I can eat anything in the house unless it was specifically bought for my wife but the only way to know it’s for her is to eat it. Apparently
Them: Can I ask you a personal question?
Me: *bursts into flames*
the court clerk in surfer court: do you swear to tell the truth & nothing but the truth & refrain from telling stories that are grody to the max, so help you god?
me, with my right hand in the air & my left hand on a ham sandwich: totally
You only pronounce the ugh in doughnut when it’s so, so, good. That’s why American doughnuts are spelled like donut.
The beauty of a text message is that it transcends time. You respond at your leisure. Unless it’s from your wife, then you have 30 seconds.

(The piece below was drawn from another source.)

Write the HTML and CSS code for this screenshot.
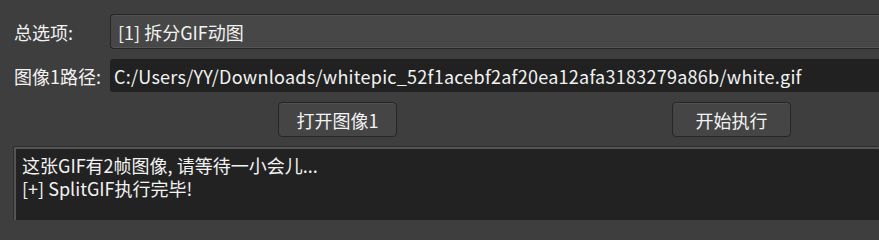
FILE: index.html
```html
<!DOCTYPE html>
<html lang="zh-CN">
<head>
<meta charset="utf-8">
<link rel="stylesheet" href="styles.css">
</head>
<body>
<div class="app">
  <div class="row row-combo">
    <label class="label">总选项:</label>
    <div class="combo">[1] 拆分GIF动图</div>
  </div>
  <div class="row row-path">
    <label class="label">图像1路径:</label>
    <div class="input">C:/Users/YY/Downloads/whitepic_52f1acebf2af20ea12afa3183279a86b/white.gif</div>
  </div>
  <div class="buttons">
    <button class="btn btn-open">打开图像1</button>
    <button class="btn btn-run">开始执行</button>
  </div>
  <div class="log">
    <div class="log-line">这张GIF有2帧图像, 请等待一小会儿...</div>
    <div class="log-line">[+] SplitGIF执行完毕!</div>
  </div>
</div>
</body>
</html>
```

FILE: styles.css
```css
html, body {
  margin: 0;
  padding: 0;
  background: #3e3e3e;
  overflow: hidden;
}
body {
  font-family: "Noto Sans CJK SC", "Noto Sans", sans-serif;
  font-size: 18px;
  color: #f2f2f2;
  width: 879px;
  height: 220px;
}
.app {
  padding: 14px 0 0 14px;
  display: flex;
  flex-direction: column;
}
.row {
  display: flex;
  align-items: center;
}
.label {
  width: 96px;
  flex: none;
  white-space: nowrap;
}
.combo {
  flex: 1;
  height: 35px;
  box-sizing: border-box;
  border: 1px solid #262626;
  border-right: none;
  border-radius: 4px 0 0 4px;
  background: #474747;
  box-shadow: inset 0 1px 0 #525252, inset 0 -1px 0 #555;
  padding-left: 7px;
  display: flex;
  align-items: center;
  line-height: 1;
}
.row-path {
  margin-top: 10px;
}
.input {
  flex: 1;
  min-width: 0;
  overflow: hidden;
  height: 33px;
  box-sizing: border-box;
  background: #212121;
  border-radius: 3px 0 0 3px;
  padding-left: 4px;
  display: flex;
  align-items: center;
  white-space: nowrap;
  line-height: 1;
  letter-spacing: 0.25px;
}
.buttons {
  display: flex;
  margin-top: 10px;
  padding-left: 264px;
  gap: 275px;
}
.btn {
  width: 119px;
  height: 35px;
  box-sizing: border-box;
  border: 1px solid #262626;
  border-radius: 4px;
  background: #454545;
  box-shadow: inset 0 1px 0 #4f4f4f;
  color: #f2f2f2;
  font-family: inherit;
  font-size: 18px;
  padding: 0;
  line-height: 1;
}
.log {
  margin-top: 10px;
  height: 100px;
  box-sizing: border-box;
  border-top: 2px solid #545454;
  border-left: 2px solid #545454;
  box-shadow: -1px -1px 0 #2e2e2e;
  background: #222222;
  padding: 5px 0 0 6px;
  white-space: nowrap;
  display: flex;
  flex-direction: column;
  align-items: flex-start;
}
.log-line {
  line-height: 23px;
  height: 23px;
}
```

The man I married can land a fly on a trout’s snout.
The man I married says it’s not ON the snout, but AHEAD of the snout.
The man I married doesn’t allow imprecise compliments.
[God creating the raccoon]
God: make it cute with a lil mask
Angel: haha aw okay
God: also make it eat trash
I’ve just been wearing a towel for 5 days so everyone thinks I showered.
The rain is pouring. So naturally it’s a good day to eat 6 donuts.
Million dollar idea: a shirt made out of eyeglass cleaning cloth
My 2-year-old asking for her stuffed lamb while having a snack…
Daughter: “Where’s Lamby?”
Me: “In the crib.”
Daughter: “Go get him.”
Me: “Can you say please?”
Daughter: “I can’t say please with food in my mouth.”
Nice try, theatre ad. But some of us don’t need to put our phones on silent, for we have prevented calls with our deplorable personalities.
boss: i need u to reschedule our meeting to 10am
me: [reschedules meeting to 10am]
boss: [declines]
There are 3 types of pain… 1.) Pain. 2.) Excruciating Pain. 3.) STEPPING ON A LEGO!